* _What the exercise asks_
List each line holding the string "this".

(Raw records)
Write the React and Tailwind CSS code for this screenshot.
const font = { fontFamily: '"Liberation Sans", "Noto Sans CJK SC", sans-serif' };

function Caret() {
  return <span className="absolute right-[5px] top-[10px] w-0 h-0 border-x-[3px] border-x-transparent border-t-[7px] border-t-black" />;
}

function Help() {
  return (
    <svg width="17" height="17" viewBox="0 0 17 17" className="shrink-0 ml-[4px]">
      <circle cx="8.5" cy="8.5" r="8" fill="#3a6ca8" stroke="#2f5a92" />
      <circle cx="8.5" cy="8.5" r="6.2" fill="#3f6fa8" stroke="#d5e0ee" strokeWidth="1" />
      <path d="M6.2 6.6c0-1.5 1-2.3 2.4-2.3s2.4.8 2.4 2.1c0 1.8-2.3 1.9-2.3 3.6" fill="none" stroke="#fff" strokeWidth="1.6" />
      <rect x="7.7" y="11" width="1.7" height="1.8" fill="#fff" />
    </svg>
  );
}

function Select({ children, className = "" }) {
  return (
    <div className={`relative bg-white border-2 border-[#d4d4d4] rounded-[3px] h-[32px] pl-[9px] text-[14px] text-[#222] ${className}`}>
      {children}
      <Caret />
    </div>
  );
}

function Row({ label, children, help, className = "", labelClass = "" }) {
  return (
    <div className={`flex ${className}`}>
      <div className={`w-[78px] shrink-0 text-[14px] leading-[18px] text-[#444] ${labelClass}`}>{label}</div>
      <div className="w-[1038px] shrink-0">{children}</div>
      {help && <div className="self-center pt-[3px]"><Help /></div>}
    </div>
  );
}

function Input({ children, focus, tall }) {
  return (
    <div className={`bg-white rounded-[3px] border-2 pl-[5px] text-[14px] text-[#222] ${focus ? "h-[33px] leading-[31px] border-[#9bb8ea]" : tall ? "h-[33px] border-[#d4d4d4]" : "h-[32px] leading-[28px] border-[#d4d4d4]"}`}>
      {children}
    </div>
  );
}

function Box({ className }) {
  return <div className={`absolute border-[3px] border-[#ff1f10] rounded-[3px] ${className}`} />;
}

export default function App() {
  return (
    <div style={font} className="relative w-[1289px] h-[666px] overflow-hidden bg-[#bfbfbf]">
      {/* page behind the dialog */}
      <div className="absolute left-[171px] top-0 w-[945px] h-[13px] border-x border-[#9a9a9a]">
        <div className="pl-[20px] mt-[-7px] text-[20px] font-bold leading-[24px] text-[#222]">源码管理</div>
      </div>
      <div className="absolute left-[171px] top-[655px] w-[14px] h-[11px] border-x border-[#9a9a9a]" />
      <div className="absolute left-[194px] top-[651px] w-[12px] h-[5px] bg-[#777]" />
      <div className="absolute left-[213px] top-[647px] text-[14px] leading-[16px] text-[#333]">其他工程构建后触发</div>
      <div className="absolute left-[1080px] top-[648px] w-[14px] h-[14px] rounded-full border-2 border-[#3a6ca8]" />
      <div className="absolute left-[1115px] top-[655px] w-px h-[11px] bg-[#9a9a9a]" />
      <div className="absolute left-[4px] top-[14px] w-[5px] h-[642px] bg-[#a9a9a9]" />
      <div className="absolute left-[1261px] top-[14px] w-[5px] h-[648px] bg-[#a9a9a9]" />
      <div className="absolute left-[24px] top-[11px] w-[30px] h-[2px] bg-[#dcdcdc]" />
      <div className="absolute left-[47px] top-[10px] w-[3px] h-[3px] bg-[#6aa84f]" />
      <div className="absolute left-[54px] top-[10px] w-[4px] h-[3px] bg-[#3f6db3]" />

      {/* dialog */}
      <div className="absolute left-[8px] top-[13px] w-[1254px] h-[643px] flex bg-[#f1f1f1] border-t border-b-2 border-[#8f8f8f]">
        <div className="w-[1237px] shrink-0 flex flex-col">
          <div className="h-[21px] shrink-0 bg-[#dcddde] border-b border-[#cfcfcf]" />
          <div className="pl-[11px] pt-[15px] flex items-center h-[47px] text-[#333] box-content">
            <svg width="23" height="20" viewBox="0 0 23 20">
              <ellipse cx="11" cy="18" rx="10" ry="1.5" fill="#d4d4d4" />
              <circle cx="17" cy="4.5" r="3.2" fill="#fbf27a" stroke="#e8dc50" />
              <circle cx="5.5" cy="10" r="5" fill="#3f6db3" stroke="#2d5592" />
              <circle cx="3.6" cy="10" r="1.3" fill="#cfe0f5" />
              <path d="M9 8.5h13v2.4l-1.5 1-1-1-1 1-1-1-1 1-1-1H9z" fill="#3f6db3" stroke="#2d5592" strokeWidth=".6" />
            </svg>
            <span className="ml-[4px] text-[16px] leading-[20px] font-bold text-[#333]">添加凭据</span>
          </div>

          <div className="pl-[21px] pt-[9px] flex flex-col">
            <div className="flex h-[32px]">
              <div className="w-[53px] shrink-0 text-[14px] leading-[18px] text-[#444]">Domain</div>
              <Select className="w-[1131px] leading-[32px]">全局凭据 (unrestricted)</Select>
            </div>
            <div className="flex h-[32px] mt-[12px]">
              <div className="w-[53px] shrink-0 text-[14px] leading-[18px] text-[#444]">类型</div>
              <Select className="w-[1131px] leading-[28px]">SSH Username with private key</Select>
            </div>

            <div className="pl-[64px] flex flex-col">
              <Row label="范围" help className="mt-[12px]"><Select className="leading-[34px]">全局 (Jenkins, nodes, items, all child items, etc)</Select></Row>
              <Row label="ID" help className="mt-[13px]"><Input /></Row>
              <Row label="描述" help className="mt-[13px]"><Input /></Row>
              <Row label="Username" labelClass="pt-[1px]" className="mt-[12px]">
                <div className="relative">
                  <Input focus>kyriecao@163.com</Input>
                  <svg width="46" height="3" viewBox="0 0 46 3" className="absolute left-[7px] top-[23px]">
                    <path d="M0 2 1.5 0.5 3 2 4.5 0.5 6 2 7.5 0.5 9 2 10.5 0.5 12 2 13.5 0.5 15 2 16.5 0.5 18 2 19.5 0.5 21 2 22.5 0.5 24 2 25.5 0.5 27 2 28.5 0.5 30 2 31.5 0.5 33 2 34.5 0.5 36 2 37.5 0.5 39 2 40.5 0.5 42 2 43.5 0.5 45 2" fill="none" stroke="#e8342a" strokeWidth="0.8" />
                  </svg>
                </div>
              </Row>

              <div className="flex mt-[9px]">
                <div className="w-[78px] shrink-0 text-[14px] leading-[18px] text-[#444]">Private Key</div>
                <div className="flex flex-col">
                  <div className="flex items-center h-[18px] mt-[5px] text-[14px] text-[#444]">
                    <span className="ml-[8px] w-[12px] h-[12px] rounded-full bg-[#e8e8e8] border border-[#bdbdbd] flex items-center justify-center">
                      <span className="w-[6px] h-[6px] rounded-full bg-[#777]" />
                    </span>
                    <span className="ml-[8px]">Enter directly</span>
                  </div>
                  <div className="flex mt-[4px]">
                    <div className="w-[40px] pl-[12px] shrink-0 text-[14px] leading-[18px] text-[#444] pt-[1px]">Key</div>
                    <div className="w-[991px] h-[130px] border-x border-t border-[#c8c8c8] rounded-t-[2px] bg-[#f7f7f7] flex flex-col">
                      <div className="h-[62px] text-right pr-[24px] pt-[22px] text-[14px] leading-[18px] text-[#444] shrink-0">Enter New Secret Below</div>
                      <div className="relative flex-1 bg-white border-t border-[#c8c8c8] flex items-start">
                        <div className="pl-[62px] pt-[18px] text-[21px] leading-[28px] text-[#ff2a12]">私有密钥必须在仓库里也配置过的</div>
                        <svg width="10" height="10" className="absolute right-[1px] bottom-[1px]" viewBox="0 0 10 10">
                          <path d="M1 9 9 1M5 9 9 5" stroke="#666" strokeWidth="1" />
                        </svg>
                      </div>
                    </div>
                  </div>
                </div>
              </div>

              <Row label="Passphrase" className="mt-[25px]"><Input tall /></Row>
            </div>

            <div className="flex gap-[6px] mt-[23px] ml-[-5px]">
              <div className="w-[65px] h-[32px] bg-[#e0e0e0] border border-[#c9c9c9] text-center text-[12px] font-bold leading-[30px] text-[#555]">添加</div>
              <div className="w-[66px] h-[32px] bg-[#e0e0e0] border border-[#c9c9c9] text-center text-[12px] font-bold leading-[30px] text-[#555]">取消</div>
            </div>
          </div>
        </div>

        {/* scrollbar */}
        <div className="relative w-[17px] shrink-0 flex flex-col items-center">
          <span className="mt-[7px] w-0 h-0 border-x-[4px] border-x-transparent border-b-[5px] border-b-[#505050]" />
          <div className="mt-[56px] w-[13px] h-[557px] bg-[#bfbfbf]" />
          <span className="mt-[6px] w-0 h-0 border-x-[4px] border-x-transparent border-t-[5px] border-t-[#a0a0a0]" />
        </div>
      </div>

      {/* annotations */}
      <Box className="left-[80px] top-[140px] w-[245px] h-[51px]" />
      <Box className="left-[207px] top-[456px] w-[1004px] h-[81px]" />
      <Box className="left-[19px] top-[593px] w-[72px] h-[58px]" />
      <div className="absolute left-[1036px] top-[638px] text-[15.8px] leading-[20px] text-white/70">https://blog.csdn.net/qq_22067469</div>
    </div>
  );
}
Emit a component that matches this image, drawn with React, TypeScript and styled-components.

* _Full output_
Write the React and Tailwind CSS code for this screenshot.
Emit a component that matches this image, drawn with React, TypeScript and styled-components.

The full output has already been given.